Nunca hablamos de teatro, aunque a veces vamos. Todo esto para justificar un poco esta entrada en nuestra casi extinta categoría de teatro, que la verdad es que está más olvidada que otra cosa. Sin embargo, diez euros por ver a Marisa Paredes representando una de las obras maestras del recientemente fallecido Ingmar Bergman parecían poco dinero para una noche de sábado. A pesar del Teatro del Círculo de Bellas Artes que, la verdad, deja bastante que desear.
‘Sonata de otoño’ cuenta la historia de -fundamentalmente- dos mujeres: Charlotte y su hija Eva. Charlotte es una pianista de fama mundial que dejó de lado su vida familiar (desatendiendo por tanto a sus dos hijas, una de ellas aquejada de una terrible enfermedad que la mantiene postrada en una silla de ruedas) para triunfar en el mundo del espectáculo. Su hija mayor, Eva, que ahora se hace cargo de su hermana pequeña y enferma en un pequeño pueblo, guarda un tremendo odio hacia su madre, a pesar de que, en un momento determinado, la invita a pasar unos días en su casa, después de la muerte de su amante.

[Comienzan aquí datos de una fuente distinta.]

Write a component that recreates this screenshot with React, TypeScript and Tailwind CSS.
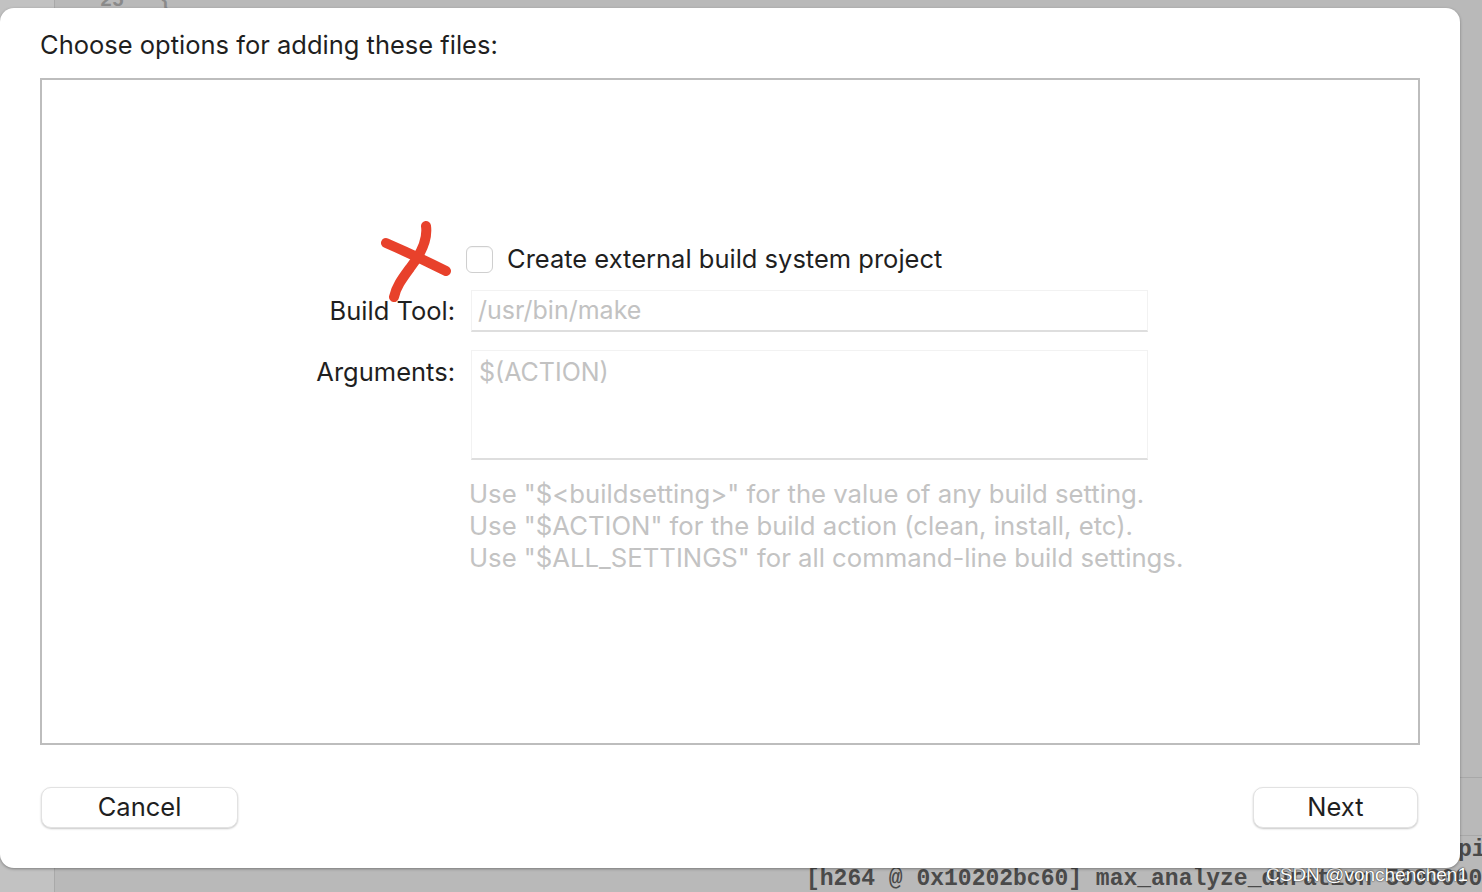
import React from "react";

const sans = { fontFamily: "Inter, 'Noto Sans', sans-serif" };

function RedCross() {
	// hand-drawn annotation lying over the form
	return (
		<svg className="absolute left-[370px] top-[215px] pointer-events-none" width="95" height="95" viewBox="370 215 95 95">
			<path d="M386 243 Q416 256 446 271" stroke="#e8412b" strokeWidth="10" strokeLinecap="round" fill="none" />
			<path d="M426 226 C428 240 421 254 410 268 C402 279 396 287 394 297" stroke="#e8412b" strokeWidth="10" strokeLinecap="round" fill="none" />
		</svg>
	);
}

export default function App() {
	return (
		<div className="relative w-[1482px] h-[892px] overflow-hidden bg-[#b9b9b9]" style={sans}>
			{/* window behind the sheet */}
			<div className="absolute left-0 top-0 bottom-0 w-[55px] bg-[#c2c2c2] border-r border-[#a9a9a9]" />
			<div className="absolute left-[100px] top-[-14px] text-[20px] text-[#8a8a8a] font-bold" style={{ fontFamily: "'Liberation Mono', monospace" }}>
				25 &nbsp;&nbsp;&#123;
			</div>
			<div className="absolute right-0 top-[777px] w-[30px] border-t border-[#a8a8a8]" />
			<div className="absolute right-0 top-[835px] w-[30px] border-t border-[#a8a8a8]" />
			<div className="absolute left-[1458px] top-[835px] text-[23px] font-bold text-[#4a4a4a] leading-[30px]" style={{ fontFamily: "'Liberation Mono', monospace" }}>
				pi
			</div>
			<div className="absolute left-[806px] top-[864px] text-[23px] font-bold text-[#4a4a4a] leading-[30px] whitespace-nowrap" style={{ fontFamily: "'Liberation Mono', monospace" }}>
				[h264 @ 0x10202bc60] max_analyze_duration 5000000
			</div>
			<div className="absolute left-[1266px] top-[862px] text-[19px] text-white leading-[26px] whitespace-nowrap [text-shadow:0_0_2px_#333,0_0_1px_#333]" style={{ fontFamily: "'Liberation Sans', sans-serif" }}>
				CSDN @vonchenchen1
			</div>

			{/* sheet */}
			<div className="relative mt-[8px] w-[1460px] h-[860px] bg-white rounded-[14px] shadow-[0_1px_3px_rgba(0,0,0,0.35)] flex flex-col">
				<div className="pt-[21px] pl-[40px] text-[25.5px] leading-[32px] text-[#1f1f1f]">Choose options for adding these files:</div>

				<div className="mt-[17px] ml-[40px] w-[1380px] h-[667px] border-2 border-[#bdbdbd] flex flex-col">
					<div className="pt-[163px] pl-[424px] flex items-center gap-[14px]">
						<div className="w-[27px] h-[27px] rounded-[6px] border border-[#cfcfcf] bg-white shadow-[inset_0_1px_1px_rgba(0,0,0,0.04)]" />
						<span className="text-[25.5px] leading-[32px] text-[#1f1f1f]">Create external build system project</span>
					</div>

					<div className="mt-[15px] flex items-center">
						<div className="w-[413px] text-right text-[25.5px] leading-[32px] text-[#1f1f1f]">Build Tool:</div>
						<div className="ml-[16px] w-[677px] h-[42px] bg-white border border-[#f2f2f2] border-b-2 border-b-[#dedede] flex items-center pl-[6px] text-[25px] text-[#c2c2c2]">
							/usr/bin/make
						</div>
					</div>

					<div className="mt-[18px] flex items-start">
						<div className="w-[413px] pt-[6px] text-right text-[25.5px] leading-[32px] text-[#1f1f1f]">Arguments:</div>
						<div className="ml-[16px] w-[677px] h-[110px] bg-white border border-[#f2f2f2] border-b-2 border-b-[#dedede] pt-[5px] pl-[7px] text-[25px] leading-[32px] text-[#c2c2c2]">
							$(ACTION)
						</div>
					</div>

					<div className="mt-[18px] pl-[427px] text-[25.7px] leading-[32px] text-[#c3c3c3]">
						<div>Use "$&lt;buildsetting&gt;" for the value of any build setting.</div>
						<div>Use "$ACTION" for the build action (clean, install, etc).</div>
						<div>Use "$ALL_SETTINGS" for all command-line build settings.</div>
					</div>
				</div>

				<div className="mt-[42px] px-[41px] pr-[42px] flex justify-between">
					<button className="w-[197px] h-[41px] rounded-[10px] bg-white border border-[#e2e2e2] shadow-[0_1px_2px_rgba(0,0,0,0.22)] text-[25.5px] text-[#1f1f1f]">Cancel</button>
					<button className="w-[165px] h-[41px] rounded-[10px] bg-white border border-[#e2e2e2] shadow-[0_1px_2px_rgba(0,0,0,0.22)] text-[25.5px] text-[#1f1f1f]">Next</button>
				</div>
			</div>

			<RedCross />
		</div>
	);
}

Después de esta pequeña introducción-sinopsis, vamos directamente con la obra de teatro. Marisa Paredes no está mal, bastante más comedida de lo que nos tiene acostumbrados, y más haciendo un papel tan desagradecido como el de Charlotte. Cuando uno sale del teatro, se queda con la idea de que este personaje es un verdadero monstruo, ya que el texto no desarrolla demasiado bien la idea de que su dejadez y desidia hacia sus hijas es aprendida, no premeditada.
Soberbia sí que está Nuria Gallardo, en su papel de mujer contenida, que trata de llevar una vida normal después del odio que ha ido macerando con el paso de los años hacia su madre. Sin embargo, en el clímax de la interpretación, que tiene lugar en la buhardilla de la casa y con una escenografía mínima, se nota que está cómoda en su papel, que se ha aprendido bien sus frases y que sabe darles un sentido más allá del estrictamente necesario. Sus desgarradores testimonios son capaces de crear una conexión con el espectador que en el caso de Marisa Paredes no existe, ya sea por lo árido de su personaje o ya sea porque la actriz no ha sido capaz de darle esa humanidad que es fundamental para que la audiencia pueda empatizar con ella como es debido.
Y una última mención a la escenografía, que a pesar de su austeridad, es capaz de simular perfectamente la luz tan peculiar del otoño en Europa del norte, en especial esa luz blanca y fría del amanecer que tan bien combina con la enorme discusión en la que madre e hija intentan superar sus diferencias y que Ingrid Bergman y Liv Ullmann consiguieron que, en la gran pantalla, se convirtiese en una escena mítica a la vez que fascinante.